7. The field effect transistor device with a blocking region according to claim 1, wherein the carrier blocking region is a dielectric material formed on a substrate, and the active layer is prepared on the substrate on which the dielectric material is formed.

8. The field effect transistor device with a blocking region according to claim 1, wherein the carrier blocking region is selected from a dielectric material of any one or a combination of gallium arsenide single crystal, silicon dioxide, silicon nitride, zirconium dioxide, aluminum oxide, hafnium oxide, tantalum oxide, hafnium silicon oxide, hafnium silicon oxynitride, hafnium tantalum oxide, hafnium titanium oxide, hafnium zirconium oxide, zirconium silicate, zirconium aluminate, silicon oxynitride, titanium oxide, hafnium dioxide-aluminum oxide alloy having a room temperature resistivity greater than 1×105 Ω·cm.

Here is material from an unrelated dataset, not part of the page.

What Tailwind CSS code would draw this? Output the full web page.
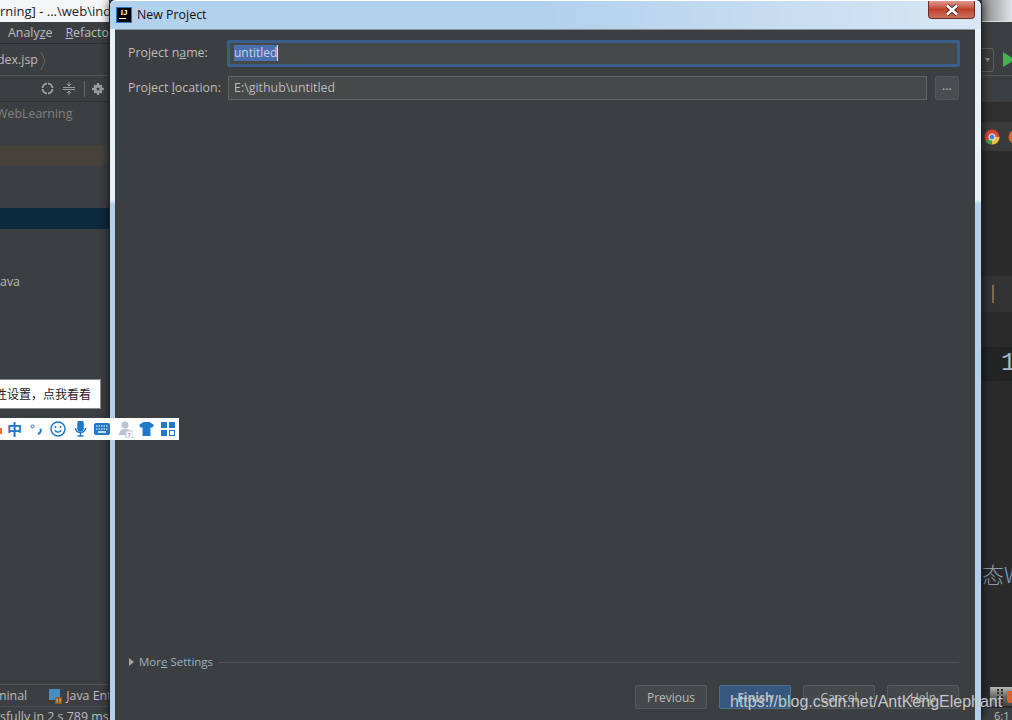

9. The field effect transistor device with a blocking region according to claim 1, wherein the field effect transistor further comprises a channel formed in the channel region when turned on, the carrier blocking region having a spacing from the channel in a thickness direction of the active layer; the width of the carrier blocking region is equal to the width of the channel region.

10. The field effect transistor device with a blocking region according to claim 1, wherein the carrier blocking region comprises a first carrier blocking region and a second carrier blocking region, and orthographic projections of the first carrier blocking region and the second carrier blocking region on a plane perpendicular to the channel direction at least partially overlap.

11. The field effect transistor device with a blocking region according to claim 1, wherein the carrier blocking region is an air atmosphere, an inert gas atmosphere or a vacuum.

12. The field effect transistor device with a blocking region according to claim 1, wherein the carrier blocking region is fluorine ion implanted silicon or iron ion implanted gallium arsenide.

13. The field effect transistor device with a blocking region according to claim 1, wherein the ratio of the length of the carrier blocking region to the length of the channel region ranges from 0.5 to 0.7.